As long as the stock goes up after buying at $88, then keep it going to save money.

Meta will survive. It just needs to unload more unnecessary hires and adjust to save more money in the long term.

All caused by the over hiring mania followed by the unsustainable zero interest rate phenomenon and a decade long quantitative easing bubble that had to end.




The zero interest rate and quantitative easing was available to non SV companies, though, and they went through much milder bubbles. There's definitely something specific about tech mania.

And now AI company will hoover up the talent, maybe the monetary and fiscal policies will slow that bubble down a bit.


This just feels like a convenient story. Why would tech companies, who bring in billions in profits each quarter, be so dependent on zero interest loans?

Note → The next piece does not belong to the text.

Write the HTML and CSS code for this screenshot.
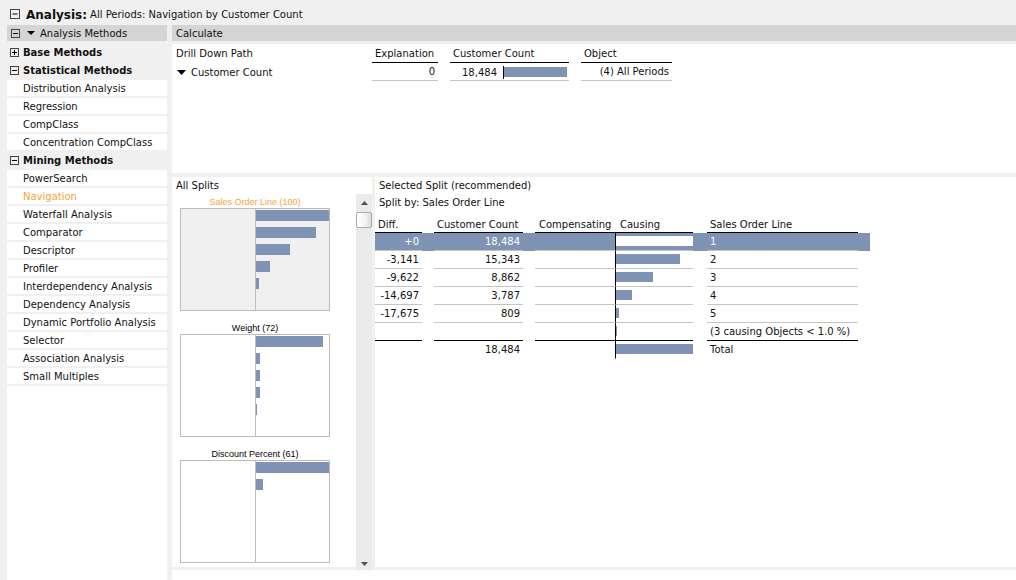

If anything, the non-SV companies reducing their ad spend would be a bigger contributor, assuming that has happened?


Ignore Meta, think about how many nonprofitable tech companies were built by basically throwing money at growth the last 10 years. Then think about how early investors were rewarded, not by turning profitable, but by going public or getting acquired. That entire pipeline was built by cheap money.

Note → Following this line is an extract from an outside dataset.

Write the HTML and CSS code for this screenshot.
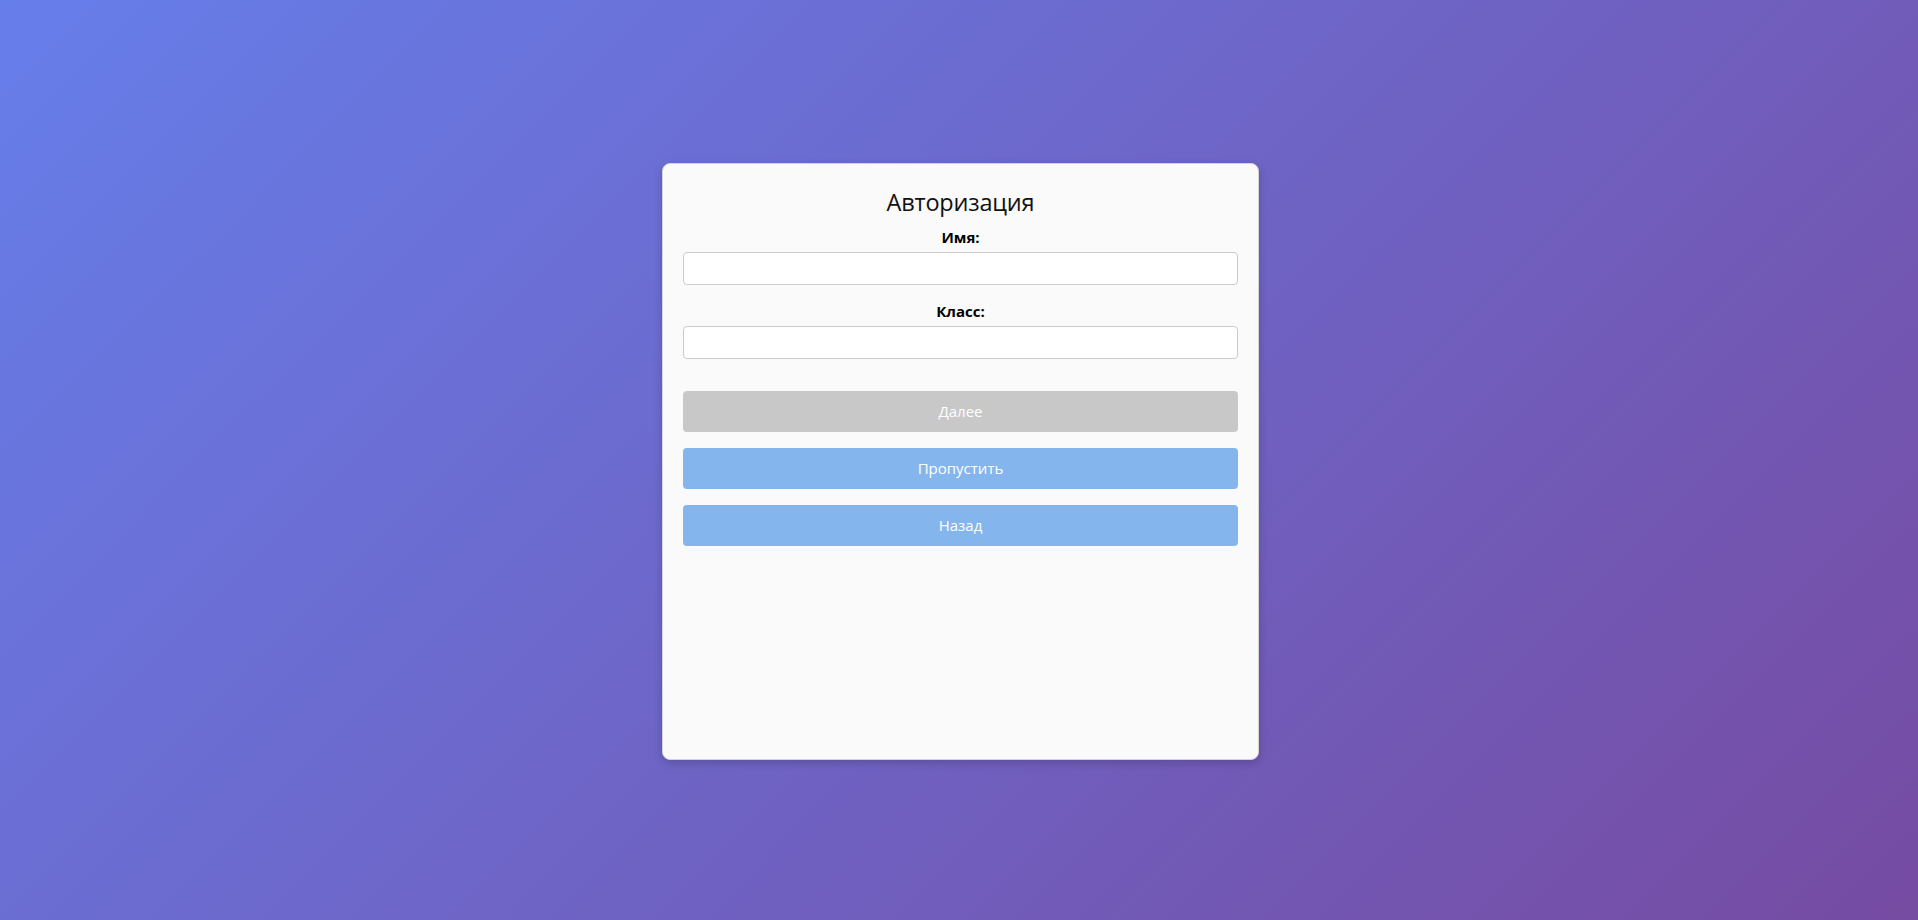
FILE: index.html
```html
<!DOCTYPE html>
<html lang="ru">
<head>
<meta charset="utf-8">
<title>Авторизация</title>
<link rel="stylesheet" href="styles.css">
</head>
<body>
<main class="page">
  <section class="card">
    <h2 class="title">Авторизация</h2>
    <form class="form">
      <div class="field">
        <label class="label" for="name">Имя:</label>
        <input class="input" id="name" type="text">
      </div>
      <div class="field">
        <label class="label" for="klass">Класс:</label>
        <input class="input" id="klass" type="text">
      </div>
      <div class="actions">
        <button class="btn btn-disabled" type="button" disabled>Далее</button>
        <button class="btn btn-blue" type="button">Пропустить</button>
        <button class="btn btn-blue" type="button">Назад</button>
      </div>
    </form>
  </section>
</main>
</body>
</html>
```
FILE: styles.css
```css
* { box-sizing: border-box; }
html, body {
  margin: 0;
  padding: 0;
  height: 100%;
}
body {
  font-family: "Open Sans", "Noto Sans", "Liberation Sans", sans-serif;
  background: linear-gradient(135deg, #667eea 0%, #764ba2 100%);
  color: #000;
}
.page {
  height: 920px;
  display: flex;
  align-items: center;
  justify-content: center;
  padding-left: 3px;
  padding-top: 2px;
}
.card {
  width: 597px;
  height: 597px;
  background: #fafafa;
  border: 1px solid #d4d4d4;
  border-radius: 8px;
  box-shadow: 0 3px 10px rgba(0, 0, 0, 0.18);
  padding: 22px 20px 20px;
}
.title {
  margin: 0;
  font-size: 23.5px;
  letter-spacing: -0.2px;
  line-height: 32px;
  font-weight: 400;
  text-align: center;
  color: #111;
}
.form {
  margin-top: 9px;
}
.field {
  display: flex;
  flex-direction: column;
  margin-bottom: 16px;
}
.label {
  font-size: 15px;
  line-height: 20px;
  font-weight: 700;
  text-align: center;
  margin-bottom: 5px;
}
.input {
  height: 33px;
  width: 100%;
  border: 1px solid #cbcbcb;
  border-radius: 4px;
  background: #fff;
  font: inherit;
  padding: 0 8px;
}
.actions {
  display: flex;
  flex-direction: column;
  gap: 16px;
  margin-top: 32px;
}
.btn {
  height: 41px;
  width: 100%;
  border: none;
  border-radius: 4px;
  color: #fff;
  font-family: inherit;
  font-size: 15px;
  cursor: pointer;
}
.btn-disabled {
  background: #c8c8c8;
  cursor: default;
}
.btn-blue {
  background: #84b6ed;
}
```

Because development has high upfront costs. You need to build something before you can collect any money. That means lots of expensive engineers. When building is nearly free (free money now at expense of tomorrow’s cash flow), you build things to sell tomorrow.

Businesses of all sorts get loans when the rate is good. It’s a business cash flow thing.

Look at the SEC filings for all big tech companies. They discuss their billions in debt.


> Why would tech companies, who bring in billions in profits each quarter, be so dependent on zero interest loans?

At least in the case of Facebook and Google, they were getting revenue from the rest of the startups that were dumping cheap money into marketing for growth. When that cheap money dries up for the startups it dries up for GOOG and FB as well.


The ones that bring in billions in profits are less dependent, of course, but even those will carry loans on their books. Why not, if money is free. Each large corporation has essentially an investment bank on the inside.